Allegretto fears this set of circumstances, along with broader budget cuts, is dissuading prospective teachers from entering the field.
"Can we still attract the best and brightest?” Allegreto said in an interview. “Those teachers we really need to educate our children and future workforce? We’d like this to be an upstanding profession that people want to go into. Making that choice has become more difficult.”
Allegreto wasn’t surprised that three of the states with recent teacher strikes—Arizona, Colorado and North Carolina— also had the widest pay gaps in the country. Teachers there earned 63 to 65 cents for every dollar paid to other college graduates in 2015, according to EPI.
Kellyanne Brown, a high school government teacher, was one of about 20,000 teachers who participated in Arizona's statewide teacher walkouts at the end of April.
Brown has held second jobs in guest services at a movie theater and as a restaurant hostess. She said the odd hours affected her teaching.

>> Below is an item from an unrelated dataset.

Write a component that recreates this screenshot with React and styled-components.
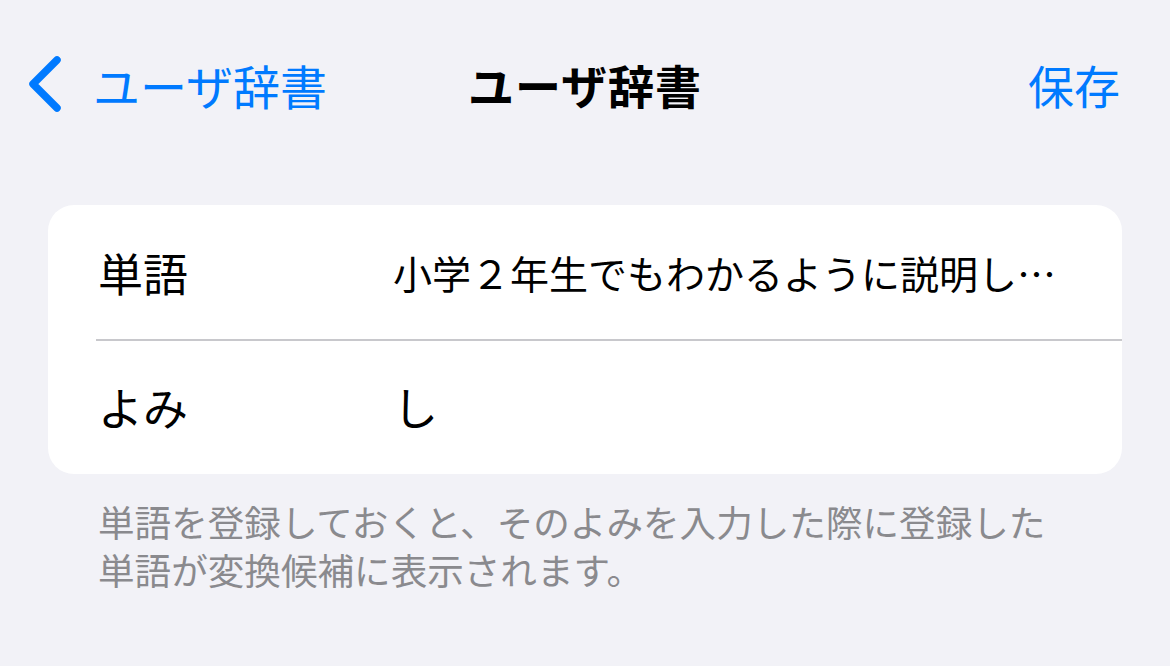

“I would put off grading and lesson planning,” Brown said in a statement. “My prep is 7th hour and a lot of the times I would sleep at my desk cause I was so tired."
Brown wants people to know that teachers "aren't asking to get rich."
“We just want enough so we don't have to have second jobs or sell plasma in order to pay for basic bills," she said.
"We make it through the month, but we’re pretty tapped out by the end of it," Lyon said.
Williams has also struggled to make ends meet every month, even with the extra income. She had to request forbearance, halting payments on her student loans. Sometimes she puts the grocery bill on a credit card. She wishes she could spend more time with her daughter.
“Going into teaching I knew that teachers don’t make the most money,” Williams said. “I also understand we have a pension and benefits. But I didn’t think it would be a struggle like this.”